───── Data lines ─────
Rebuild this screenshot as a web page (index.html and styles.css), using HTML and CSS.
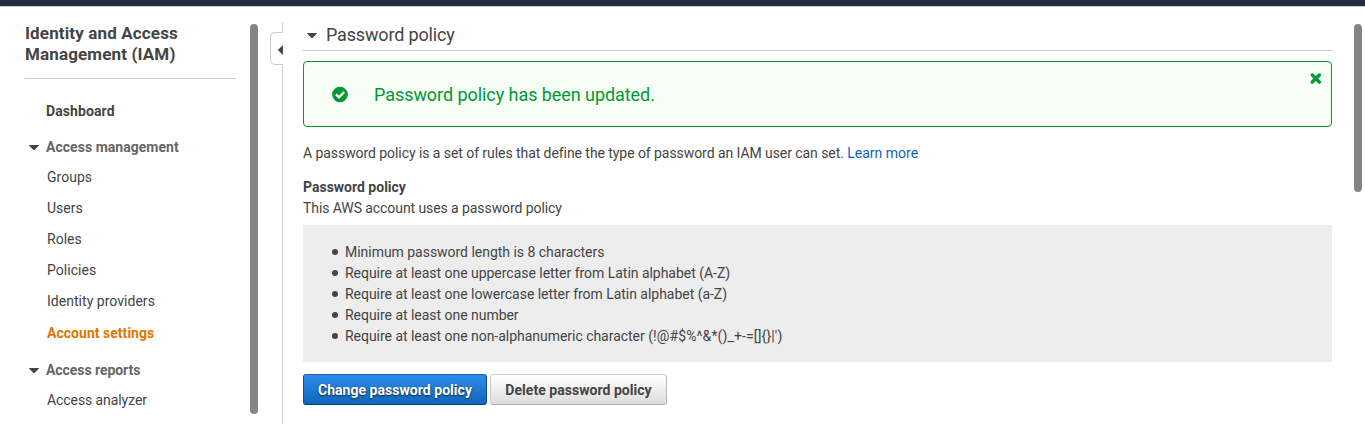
FILE: index.html
```html
<!DOCTYPE html>
<html lang="en">
<head>
<meta charset="utf-8">
<title>IAM - Password policy</title>
<link rel="stylesheet" href="styles.css">
</head>
<body>
<header class="topbar"></header>
<div class="layout">
  <nav class="sidebar">
    <h1 class="service-title">Identity and Access Management (IAM)</h1>
    <a class="nav-home">Dashboard</a>
    <div class="nav-group"><svg class="caret" viewBox="0 0 10 6"><path d="M0 .5Q0 0 .5 0H9.5Q10 0 10 .5L6 4.6Q5 5.6 4 4.6Z"/></svg><span>Access management</span></div>
    <ul class="nav-list">
      <li>Groups</li>
      <li>Users</li>
      <li>Roles</li>
      <li>Policies</li>
      <li>Identity providers</li>
      <li class="active">Account settings</li>
    </ul>
    <div class="nav-group reports"><svg class="caret" viewBox="0 0 10 6"><path d="M0 .5Q0 0 .5 0H9.5Q10 0 10 .5L6 4.6Q5 5.6 4 4.6Z"/></svg><span>Access reports</span></div>
    <ul class="nav-list">
      <li class="tight">Access analyzer</li>
    </ul>
  </nav>
  <div class="scrollbar side-scroll"></div>
  <div class="divider">
    <div class="line-start"></div>
    <div class="collapse"><svg class="collapse-arrow" viewBox="0 0 5 10"><path d="M5 0V10L.4 5.6Q0 5 .4 4.4Z"/></svg></div>
    <div class="line-rest"></div>
  </div>
  <main class="content">
    <h2 class="section-title"><svg class="caret" viewBox="0 0 10 6"><path d="M0 .5Q0 0 .5 0H9.5Q10 0 10 .5L6 4.6Q5 5.6 4 4.6Z"/></svg><span>Password policy</span></h2>
    <div class="alert">
      <svg class="check" viewBox="0 0 17 17"><circle cx="8.5" cy="8.5" r="8.3" fill="#093"/><path d="M4.2 8.3L7.4 11.4L12.9 5.9" fill="none" stroke="#f6fef6" stroke-width="2.5"/></svg>
      <span class="alert-text">Password policy has been updated.</span>
      <svg class="close" viewBox="0 0 11 11"><path d="M2.3 2L9.3 9M9.3 2L2.3 9" stroke="#093" stroke-width="3.4" stroke-linecap="round"/></svg>
    </div>
    <p class="intro">A password policy is a set of rules that define the type of password an IAM user can set. <a class="link">Learn more</a></p>
    <h3 class="subhead">Password policy</h3>
    <p class="status">This AWS account uses a password policy</p>
    <ul class="rules">
      <li>Minimum password length is 8 characters</li>
      <li>Require at least one uppercase letter from Latin alphabet (A-Z)</li>
      <li>Require at least one lowercase letter from Latin alphabet (a-Z)</li>
      <li>Require at least one number</li>
      <li class="symbols"><span>Require at least one non-alphanumeric character <span class="charset">(!@#$%^&amp;*()_+-=[]{}|')</span></span></li>
    </ul>
    <div class="actions">
      <button class="btn primary">Change password policy</button>
      <button class="btn">Delete password policy</button>
    </div>
  </main>
  <div class="scrollbar page-scroll"></div>
</div>
</body>
</html>
```

FILE: styles.css
```css
* { box-sizing: border-box; }
body {
  margin: 0;
  height: 424px;
  overflow: hidden;
  background: #fff;
  color: #444;
  font: 14px/21px Roboto, "Liberation Sans", sans-serif;
}
h1, h2, h3, p, ul { margin: 0; padding: 0; }
ul { list-style: none; }
.topbar { height: 7px; background: #232f3e; border-bottom: 1px solid #c8cbd4; }
.layout { display: flex; height: 417px; }
.sidebar { width: 211px; margin-left: 25px; padding-top: 16px; }
.service-title {
  height: 56px;
  border-bottom: 1px solid #ccc;
  font-size: 17px;
  line-height: 21px;
  font-weight: 700;
  letter-spacing: .14px;
}
.nav-home { display: block; margin: 22px 0 0 21px; font-weight: 700; letter-spacing: .1px; }
.nav-group {
  display: flex;
  align-items: center;
  gap: 7px;
  height: 21px;
  margin: 15px 0 5px 4px;
  color: #666;
  font-weight: 700;
  letter-spacing: .03px;
}
.caret { width: 10px; height: 6px; flex: none; fill: #444; }
.nav-group .caret { margin-top: 1px; }
.nav-list { padding-left: 22px; }
.nav-list li { height: 31px; line-height: 29px; white-space: nowrap; letter-spacing: .03px; }
.nav-list .active { line-height: 31px; color: #e07700; font-weight: 700; }
.nav-list .tight { letter-spacing: -.08px; }
.nav-group.reports { margin-top: 11px; letter-spacing: -.06px; }
.scrollbar { width: 8px; border-radius: 4px; background: #848484; flex: none; }
.side-scroll { height: 390px; margin: 17px 0 0 14px; }
.divider { width: 13px; margin: 15px 0 0 12px; display: flex; flex-direction: column; }
.line-start { height: 10px; border-right: 1px solid #ccc; }
.collapse {
  height: 33px;
  display: flex;
  align-items: center;
  justify-content: flex-end;
  border: 1px solid #ccc;
  border-right: 0;
  border-radius: 5px 0 0 5px;
}
.collapse-arrow { width: 5px; height: 10px; fill: #444; margin-top: 2px; }
.line-rest { flex: 1; border-right: 1px solid #ccc; }
.content { width: 1029px; margin-left: 20px; padding-top: 15px; }
.section-title {
  display: flex;
  align-items: center;
  gap: 9px;
  height: 29px;
  padding: 0 0 4px 4px;
  border-bottom: 1px solid #ccc;
  font-size: 18px;
  font-weight: 400;
  letter-spacing: -.16px;
}
.section-title .caret { margin-top: 4px; }
.alert {
  display: flex;
  align-items: center;
  height: 66px;
  margin-top: 10px;
  padding: 0 10px 0 28px;
  border: 1px solid #093;
  border-radius: 4px;
  background: #f6fef6;
  color: #093;
  font-size: 18px;
  letter-spacing: -.06px;
}
.check { width: 16px; height: 17px; margin: 0 26px 0 0; }
.close { width: 11px; height: 11px; margin: 11px 0 0 auto; align-self: flex-start; }
.intro { margin-top: 16px; letter-spacing: -.065px; }
.link { color: #0e63be; letter-spacing: 0; }
.subhead { margin-top: 13px; font-size: 14px; font-weight: 700; }
.status { letter-spacing: -.08px; }
.rules { height: 137px; margin-top: 6px; padding: 17px 0 0 29px; background: #ededed; letter-spacing: -.03px; }
.rules .charset { letter-spacing: .13px; }
.rules li { display: flex; align-items: center; gap: 7px; }
.rules li::before { content: ""; width: 6px; height: 6px; margin-bottom: 1px; border-radius: 50%; background: #444; }
.actions { display: flex; gap: 3px; margin-top: 12px; }
.btn {
  width: 177px;
  height: 31px;
  padding: 2px 0 0;
  border: 1px solid;
  border-color: #d0d0d0 #b8b8b8 #adadad #ccc;
  border-radius: 3px;
  background: linear-gradient(#fff, #ddd);
  color: #444;
  font: 700 14px/27px Roboto, "Liberation Sans", sans-serif;
  letter-spacing: .04px;
}
.btn.primary {
  width: 184px;
  border-color: #1b65ad #124884 #0b3c70 #124f91;
  background: linear-gradient(#2d8ceb, #1166bb);
  color: #fff;
  text-shadow: 0 1px 2px #123;
}
.page-scroll { height: 168px; margin: 17px 0 0 22px; }
```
─────
**The problem:** Omit pictures; set down the rest of the material word for word.

**Result for this exercise:**
Rebuild this screenshot as a web page (index.html and styles.css), using HTML and CSS.
FILE: index.html
```html
<!DOCTYPE html>
<html lang="en">
<head>
<meta charset="utf-8">
<title>IAM - Password policy</title>
<link rel="stylesheet" href="styles.css">
</head>
<body>
<header class="topbar"></header>
<div class="layout">
  <nav class="sidebar">
    <h1 class="service-title">Identity and Access Management (IAM)</h1>
    <a class="nav-home">Dashboard</a>
    <div class="nav-group"><svg class="caret" viewBox="0 0 10 6"><path d="M0 .5Q0 0 .5 0H9.5Q10 0 10 .5L6 4.6Q5 5.6 4 4.6Z"/></svg><span>Access management</span></div>
    <ul class="nav-list">
      <li>Groups</li>
      <li>Users</li>
      <li>Roles</li>
      <li>Policies</li>
      <li>Identity providers</li>
      <li class="active">Account settings</li>
    </ul>
    <div class="nav-group reports"><svg class="caret" viewBox="0 0 10 6"><path d="M0 .5Q0 0 .5 0H9.5Q10 0 10 .5L6 4.6Q5 5.6 4 4.6Z"/></svg><span>Access reports</span></div>
    <ul class="nav-list">
      <li class="tight">Access analyzer</li>
    </ul>
  </nav>
  <div class="scrollbar side-scroll"></div>
  <div class="divider">
    <div class="line-start"></div>
    <div class="collapse"><svg class="collapse-arrow" viewBox="0 0 5 10"><path d="M5 0V10L.4 5.6Q0 5 .4 4.4Z"/></svg></div>
    <div class="line-rest"></div>
  </div>
  <main class="content">
    <h2 class="section-title"><svg class="caret" viewBox="0 0 10 6"><path d="M0 .5Q0 0 .5 0H9.5Q10 0 10 .5L6 4.6Q5 5.6 4 4.6Z"/></svg><span>Password policy</span></h2>
    <div class="alert">
      <svg class="check" viewBox="0 0 17 17"><circle cx="8.5" cy="8.5" r="8.3" fill="#093"/><path d="M4.2 8.3L7.4 11.4L12.9 5.9" fill="none" stroke="#f6fef6" stroke-width="2.5"/></svg>
      <span class="alert-text">Password policy has been updated.</span>
      <svg class="close" viewBox="0 0 11 11"><path d="M2.3 2L9.3 9M9.3 2L2.3 9" stroke="#093" stroke-width="3.4" stroke-linecap="round"/></svg>
    </div>
    <p class="intro">A password policy is a set of rules that define the type of password an IAM user can set. <a class="link">Learn more</a></p>
    <h3 class="subhead">Password policy</h3>
    <p class="status">This AWS account uses a password policy</p>
    <ul class="rules">
      <li>Minimum password length is 8 characters</li>
      <li>Require at least one uppercase letter from Latin alphabet (A-Z)</li>
      <li>Require at least one lowercase letter from Latin alphabet (a-Z)</li>
      <li>Require at least one number</li>
      <li class="symbols"><span>Require at least one non-alphanumeric character <span class="charset">(!@#$%^&amp;*()_+-=[]{}|')</span></span></li>
    </ul>
    <div class="actions">
      <button class="btn primary">Change password policy</button>
      <button class="btn">Delete password policy</button>
    </div>
  </main>
  <div class="scrollbar page-scroll"></div>
</div>
</body>
</html>
```

FILE: styles.css
```css
* { box-sizing: border-box; }
body {
  margin: 0;
  height: 424px;
  overflow: hidden;
  background: #fff;
  color: #444;
  font: 14px/21px Roboto, "Liberation Sans", sans-serif;
}
h1, h2, h3, p, ul { margin: 0; padding: 0; }
ul { list-style: none; }
.topbar { height: 7px; background: #232f3e; border-bottom: 1px solid #c8cbd4; }
.layout { display: flex; height: 417px; }
.sidebar { width: 211px; margin-left: 25px; padding-top: 16px; }
.service-title {
  height: 56px;
  border-bottom: 1px solid #ccc;
  font-size: 17px;
  line-height: 21px;
  font-weight: 700;
  letter-spacing: .14px;
}
.nav-home { display: block; margin: 22px 0 0 21px; font-weight: 700; letter-spacing: .1px; }
.nav-group {
  display: flex;
  align-items: center;
  gap: 7px;
  height: 21px;
  margin: 15px 0 5px 4px;
  color: #666;
  font-weight: 700;
  letter-spacing: .03px;
}
.caret { width: 10px; height: 6px; flex: none; fill: #444; }
.nav-group .caret { margin-top: 1px; }
.nav-list { padding-left: 22px; }
.nav-list li { height: 31px; line-height: 29px; white-space: nowrap; letter-spacing: .03px; }
.nav-list .active { line-height: 31px; color: #e07700; font-weight: 700; }
.nav-list .tight { letter-spacing: -.08px; }
.nav-group.reports { margin-top: 11px; letter-spacing: -.06px; }
.scrollbar { width: 8px; border-radius: 4px; background: #848484; flex: none; }
.side-scroll { height: 390px; margin: 17px 0 0 14px; }
.divider { width: 13px; margin: 15px 0 0 12px; display: flex; flex-direction: column; }
.line-start { height: 10px; border-right: 1px solid #ccc; }
.collapse {
  height: 33px;
  display: flex;
  align-items: center;
  justify-content: flex-end;
  border: 1px solid #ccc;
  border-right: 0;
  border-radius: 5px 0 0 5px;
}
.collapse-arrow { width: 5px; height: 10px; fill: #444; margin-top: 2px; }
.line-rest { flex: 1; border-right: 1px solid #ccc; }
.content { width: 1029px; margin-left: 20px; padding-top: 15px; }
.section-title {
  display: flex;
  align-items: center;
  gap: 9px;
  height: 29px;
  padding: 0 0 4px 4px;
  border-bottom: 1px solid #ccc;
  font-size: 18px;
  font-weight: 400;
  letter-spacing: -.16px;
}
.section-title .caret { margin-top: 4px; }
.alert {
  display: flex;
  align-items: center;
  height: 66px;
  margin-top: 10px;
  padding: 0 10px 0 28px;
  border: 1px solid #093;
  border-radius: 4px;
  background: #f6fef6;
  color: #093;
  font-size: 18px;
  letter-spacing: -.06px;
}
.check { width: 16px; height: 17px; margin: 0 26px 0 0; }
.close { width: 11px; height: 11px; margin: 11px 0 0 auto; align-self: flex-start; }
.intro { margin-top: 16px; letter-spacing: -.065px; }
.link { color: #0e63be; letter-spacing: 0; }
.subhead { margin-top: 13px; font-size: 14px; font-weight: 700; }
.status { letter-spacing: -.08px; }
.rules { height: 137px; margin-top: 6px; padding: 17px 0 0 29px; background: #ededed; letter-spacing: -.03px; }
.rules .charset { letter-spacing: .13px; }
.rules li { display: flex; align-items: center; gap: 7px; }
.rules li::before { content: ""; width: 6px; height: 6px; margin-bottom: 1px; border-radius: 50%; background: #444; }
.actions { display: flex; gap: 3px; margin-top: 12px; }
.btn {
  width: 177px;
  height: 31px;
  padding: 2px 0 0;
  border: 1px solid;
  border-color: #d0d0d0 #b8b8b8 #adadad #ccc;
  border-radius: 3px;
  background: linear-gradient(#fff, #ddd);
  color: #444;
  font: 700 14px/27px Roboto, "Liberation Sans", sans-serif;
  letter-spacing: .04px;
}
.btn.primary {
  width: 184px;
  border-color: #1b65ad #124884 #0b3c70 #124f91;
  background: linear-gradient(#2d8ceb, #1166bb);
  color: #fff;
  text-shadow: 0 1px 2px #123;
}
.page-scroll { height: 168px; margin: 17px 0 0 22px; }
```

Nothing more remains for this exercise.